▶ _Work instructions_: How many lines in the listing below include the word "components"? Reply with the count alone.

(begin)

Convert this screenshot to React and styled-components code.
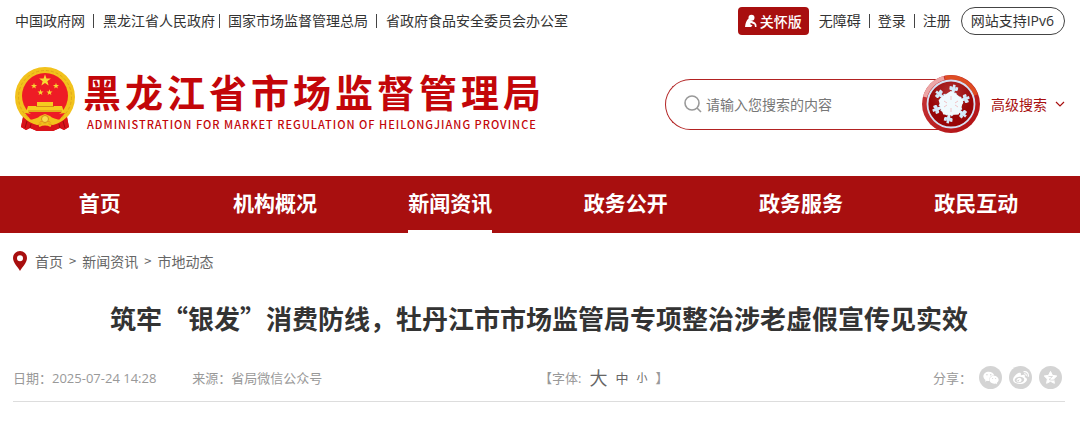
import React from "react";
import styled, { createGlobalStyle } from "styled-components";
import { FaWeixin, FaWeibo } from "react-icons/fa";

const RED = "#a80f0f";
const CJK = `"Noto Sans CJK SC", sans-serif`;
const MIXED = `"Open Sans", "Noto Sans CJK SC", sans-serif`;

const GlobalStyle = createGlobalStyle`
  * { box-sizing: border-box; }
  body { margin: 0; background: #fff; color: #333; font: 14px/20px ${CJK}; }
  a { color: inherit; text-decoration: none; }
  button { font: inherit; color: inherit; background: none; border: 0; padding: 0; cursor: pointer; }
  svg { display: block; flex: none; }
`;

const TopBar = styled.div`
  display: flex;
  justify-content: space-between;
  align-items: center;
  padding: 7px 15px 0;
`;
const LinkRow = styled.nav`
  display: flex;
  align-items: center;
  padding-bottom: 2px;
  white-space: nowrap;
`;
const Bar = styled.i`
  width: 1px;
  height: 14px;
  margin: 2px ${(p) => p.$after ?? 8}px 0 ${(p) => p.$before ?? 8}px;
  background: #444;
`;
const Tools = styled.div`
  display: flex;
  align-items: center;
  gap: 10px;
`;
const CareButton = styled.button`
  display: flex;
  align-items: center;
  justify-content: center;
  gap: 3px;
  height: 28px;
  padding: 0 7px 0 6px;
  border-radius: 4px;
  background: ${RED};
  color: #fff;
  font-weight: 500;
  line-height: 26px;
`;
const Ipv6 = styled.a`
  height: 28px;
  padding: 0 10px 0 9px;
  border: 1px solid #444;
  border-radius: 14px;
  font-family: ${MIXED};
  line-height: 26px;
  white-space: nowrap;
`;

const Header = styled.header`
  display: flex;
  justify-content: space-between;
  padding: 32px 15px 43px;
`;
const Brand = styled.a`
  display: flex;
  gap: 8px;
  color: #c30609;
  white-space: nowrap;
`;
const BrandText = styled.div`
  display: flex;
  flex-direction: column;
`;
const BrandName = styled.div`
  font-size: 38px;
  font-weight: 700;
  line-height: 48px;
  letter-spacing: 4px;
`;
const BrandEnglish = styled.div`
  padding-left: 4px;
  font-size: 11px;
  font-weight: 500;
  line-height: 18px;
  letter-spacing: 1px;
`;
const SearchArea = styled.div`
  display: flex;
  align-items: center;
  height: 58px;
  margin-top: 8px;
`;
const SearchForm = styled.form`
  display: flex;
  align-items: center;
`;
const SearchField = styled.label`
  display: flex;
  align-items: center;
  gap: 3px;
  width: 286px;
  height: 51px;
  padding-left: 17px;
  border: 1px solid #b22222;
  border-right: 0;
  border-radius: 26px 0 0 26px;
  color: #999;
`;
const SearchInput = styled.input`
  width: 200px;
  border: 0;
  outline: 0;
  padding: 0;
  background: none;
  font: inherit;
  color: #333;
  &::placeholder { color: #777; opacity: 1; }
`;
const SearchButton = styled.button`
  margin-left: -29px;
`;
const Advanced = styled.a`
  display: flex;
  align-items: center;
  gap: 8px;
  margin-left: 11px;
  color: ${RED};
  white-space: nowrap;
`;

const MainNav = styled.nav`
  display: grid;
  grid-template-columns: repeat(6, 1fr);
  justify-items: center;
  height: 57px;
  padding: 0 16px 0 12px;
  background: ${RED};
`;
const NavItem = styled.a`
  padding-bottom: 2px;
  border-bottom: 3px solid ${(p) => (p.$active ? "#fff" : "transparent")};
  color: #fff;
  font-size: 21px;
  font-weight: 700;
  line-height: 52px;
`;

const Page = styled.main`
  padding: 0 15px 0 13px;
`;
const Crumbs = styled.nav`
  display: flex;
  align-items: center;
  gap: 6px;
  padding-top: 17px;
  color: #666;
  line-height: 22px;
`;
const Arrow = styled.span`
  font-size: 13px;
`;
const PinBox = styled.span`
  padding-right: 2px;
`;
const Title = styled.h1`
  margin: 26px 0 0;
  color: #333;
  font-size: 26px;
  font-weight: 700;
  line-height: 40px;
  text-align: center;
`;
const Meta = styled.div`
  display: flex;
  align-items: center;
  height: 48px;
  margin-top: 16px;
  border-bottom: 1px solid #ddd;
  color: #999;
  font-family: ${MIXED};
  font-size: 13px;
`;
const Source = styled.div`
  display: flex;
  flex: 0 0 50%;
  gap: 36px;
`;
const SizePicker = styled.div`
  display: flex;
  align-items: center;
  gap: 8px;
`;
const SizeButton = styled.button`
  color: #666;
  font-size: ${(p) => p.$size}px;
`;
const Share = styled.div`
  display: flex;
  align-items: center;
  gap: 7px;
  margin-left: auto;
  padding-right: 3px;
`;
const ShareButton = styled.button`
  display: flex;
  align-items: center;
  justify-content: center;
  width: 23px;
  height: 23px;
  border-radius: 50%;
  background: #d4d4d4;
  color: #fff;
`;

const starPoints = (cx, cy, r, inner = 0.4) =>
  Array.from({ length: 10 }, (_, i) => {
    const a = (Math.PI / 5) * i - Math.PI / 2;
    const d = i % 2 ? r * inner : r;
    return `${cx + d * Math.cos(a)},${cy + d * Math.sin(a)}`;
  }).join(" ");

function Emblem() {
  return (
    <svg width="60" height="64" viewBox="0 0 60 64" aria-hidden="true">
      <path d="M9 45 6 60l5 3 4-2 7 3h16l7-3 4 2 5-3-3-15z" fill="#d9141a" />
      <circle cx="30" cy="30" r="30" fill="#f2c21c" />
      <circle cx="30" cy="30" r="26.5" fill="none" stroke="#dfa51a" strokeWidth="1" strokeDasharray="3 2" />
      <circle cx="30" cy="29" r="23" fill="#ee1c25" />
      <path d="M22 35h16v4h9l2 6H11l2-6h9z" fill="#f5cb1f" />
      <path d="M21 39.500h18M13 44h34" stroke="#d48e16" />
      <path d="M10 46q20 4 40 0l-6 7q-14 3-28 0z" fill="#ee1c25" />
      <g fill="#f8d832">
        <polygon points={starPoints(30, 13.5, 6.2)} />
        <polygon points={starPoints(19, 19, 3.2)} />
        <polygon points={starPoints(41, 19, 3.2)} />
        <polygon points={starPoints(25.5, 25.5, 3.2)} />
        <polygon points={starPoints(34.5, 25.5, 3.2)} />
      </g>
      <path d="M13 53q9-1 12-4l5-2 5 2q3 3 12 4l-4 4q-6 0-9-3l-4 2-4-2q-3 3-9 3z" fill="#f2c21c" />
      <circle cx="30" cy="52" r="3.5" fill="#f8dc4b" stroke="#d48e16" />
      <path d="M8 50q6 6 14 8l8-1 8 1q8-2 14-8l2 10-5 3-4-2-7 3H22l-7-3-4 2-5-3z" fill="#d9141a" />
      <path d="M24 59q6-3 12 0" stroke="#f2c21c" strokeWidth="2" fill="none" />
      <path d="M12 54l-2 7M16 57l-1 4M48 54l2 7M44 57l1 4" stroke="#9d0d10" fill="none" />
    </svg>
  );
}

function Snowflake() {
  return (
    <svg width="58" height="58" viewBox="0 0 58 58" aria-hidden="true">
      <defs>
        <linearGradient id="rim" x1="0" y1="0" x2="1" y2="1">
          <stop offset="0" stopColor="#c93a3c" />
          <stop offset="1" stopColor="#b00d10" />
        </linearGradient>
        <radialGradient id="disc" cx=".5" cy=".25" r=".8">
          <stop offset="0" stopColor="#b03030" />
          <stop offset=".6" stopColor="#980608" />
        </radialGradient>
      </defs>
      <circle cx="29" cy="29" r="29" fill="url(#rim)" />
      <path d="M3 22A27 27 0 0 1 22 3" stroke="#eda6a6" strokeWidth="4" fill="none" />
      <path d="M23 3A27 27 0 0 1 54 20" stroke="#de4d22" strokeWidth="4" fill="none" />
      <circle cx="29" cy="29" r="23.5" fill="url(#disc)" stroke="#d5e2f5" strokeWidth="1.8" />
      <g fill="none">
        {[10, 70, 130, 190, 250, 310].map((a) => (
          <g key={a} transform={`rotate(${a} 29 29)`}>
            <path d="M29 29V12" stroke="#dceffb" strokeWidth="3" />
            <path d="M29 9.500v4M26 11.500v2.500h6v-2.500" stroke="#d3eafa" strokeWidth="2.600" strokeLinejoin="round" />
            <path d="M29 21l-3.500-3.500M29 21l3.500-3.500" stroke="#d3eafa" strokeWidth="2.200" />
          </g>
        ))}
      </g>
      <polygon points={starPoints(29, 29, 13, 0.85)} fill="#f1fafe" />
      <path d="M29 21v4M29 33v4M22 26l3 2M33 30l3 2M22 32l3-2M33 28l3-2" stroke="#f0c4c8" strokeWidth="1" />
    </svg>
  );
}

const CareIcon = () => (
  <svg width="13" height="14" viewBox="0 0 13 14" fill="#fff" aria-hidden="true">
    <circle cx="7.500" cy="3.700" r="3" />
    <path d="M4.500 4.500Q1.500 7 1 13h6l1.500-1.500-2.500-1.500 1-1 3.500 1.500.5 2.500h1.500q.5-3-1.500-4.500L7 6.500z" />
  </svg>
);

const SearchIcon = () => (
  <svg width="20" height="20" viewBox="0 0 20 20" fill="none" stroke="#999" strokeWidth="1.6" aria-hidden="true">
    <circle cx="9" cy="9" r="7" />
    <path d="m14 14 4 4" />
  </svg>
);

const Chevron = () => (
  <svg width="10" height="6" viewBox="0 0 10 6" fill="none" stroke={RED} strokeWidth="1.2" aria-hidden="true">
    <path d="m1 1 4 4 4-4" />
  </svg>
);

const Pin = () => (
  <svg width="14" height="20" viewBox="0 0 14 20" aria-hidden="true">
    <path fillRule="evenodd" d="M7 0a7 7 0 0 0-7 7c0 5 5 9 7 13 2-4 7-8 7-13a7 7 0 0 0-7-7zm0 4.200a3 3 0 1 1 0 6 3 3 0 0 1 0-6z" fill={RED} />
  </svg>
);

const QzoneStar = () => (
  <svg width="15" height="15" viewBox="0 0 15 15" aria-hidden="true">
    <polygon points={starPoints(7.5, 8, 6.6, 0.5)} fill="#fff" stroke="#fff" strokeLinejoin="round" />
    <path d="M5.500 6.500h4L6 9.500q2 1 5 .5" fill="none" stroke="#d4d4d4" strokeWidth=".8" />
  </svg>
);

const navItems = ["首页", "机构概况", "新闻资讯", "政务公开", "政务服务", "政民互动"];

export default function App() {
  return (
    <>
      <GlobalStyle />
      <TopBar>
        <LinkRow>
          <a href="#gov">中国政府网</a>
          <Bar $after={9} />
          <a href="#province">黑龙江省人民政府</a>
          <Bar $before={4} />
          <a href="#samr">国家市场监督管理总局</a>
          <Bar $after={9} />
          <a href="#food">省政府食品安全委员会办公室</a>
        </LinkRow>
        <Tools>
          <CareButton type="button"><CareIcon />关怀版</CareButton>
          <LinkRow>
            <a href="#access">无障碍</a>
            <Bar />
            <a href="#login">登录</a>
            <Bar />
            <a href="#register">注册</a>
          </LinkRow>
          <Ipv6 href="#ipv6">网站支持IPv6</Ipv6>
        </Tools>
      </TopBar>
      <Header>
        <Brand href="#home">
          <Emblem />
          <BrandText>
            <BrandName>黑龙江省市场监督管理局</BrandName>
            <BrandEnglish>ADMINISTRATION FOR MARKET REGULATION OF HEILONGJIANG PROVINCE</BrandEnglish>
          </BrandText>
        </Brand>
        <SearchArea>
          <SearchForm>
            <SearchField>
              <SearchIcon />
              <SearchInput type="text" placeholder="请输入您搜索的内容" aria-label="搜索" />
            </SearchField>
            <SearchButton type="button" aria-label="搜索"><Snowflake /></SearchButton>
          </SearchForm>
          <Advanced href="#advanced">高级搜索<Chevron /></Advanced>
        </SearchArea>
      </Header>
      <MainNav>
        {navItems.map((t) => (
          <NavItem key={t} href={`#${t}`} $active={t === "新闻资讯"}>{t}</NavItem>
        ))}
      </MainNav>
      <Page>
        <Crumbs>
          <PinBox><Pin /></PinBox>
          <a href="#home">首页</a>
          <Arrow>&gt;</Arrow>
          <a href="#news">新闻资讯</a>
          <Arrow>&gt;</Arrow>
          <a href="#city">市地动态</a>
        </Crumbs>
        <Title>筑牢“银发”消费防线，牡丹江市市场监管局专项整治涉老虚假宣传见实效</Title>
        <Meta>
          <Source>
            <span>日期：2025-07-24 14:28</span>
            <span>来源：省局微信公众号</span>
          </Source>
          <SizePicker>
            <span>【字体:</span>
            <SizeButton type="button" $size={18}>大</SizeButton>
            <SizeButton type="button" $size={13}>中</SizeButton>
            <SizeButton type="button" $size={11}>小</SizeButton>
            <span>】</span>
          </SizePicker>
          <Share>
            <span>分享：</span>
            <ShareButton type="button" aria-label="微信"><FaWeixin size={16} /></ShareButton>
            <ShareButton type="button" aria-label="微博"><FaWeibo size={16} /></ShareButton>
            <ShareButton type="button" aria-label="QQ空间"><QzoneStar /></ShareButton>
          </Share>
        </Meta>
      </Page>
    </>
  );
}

(end)

▶ _Response to this task_: 2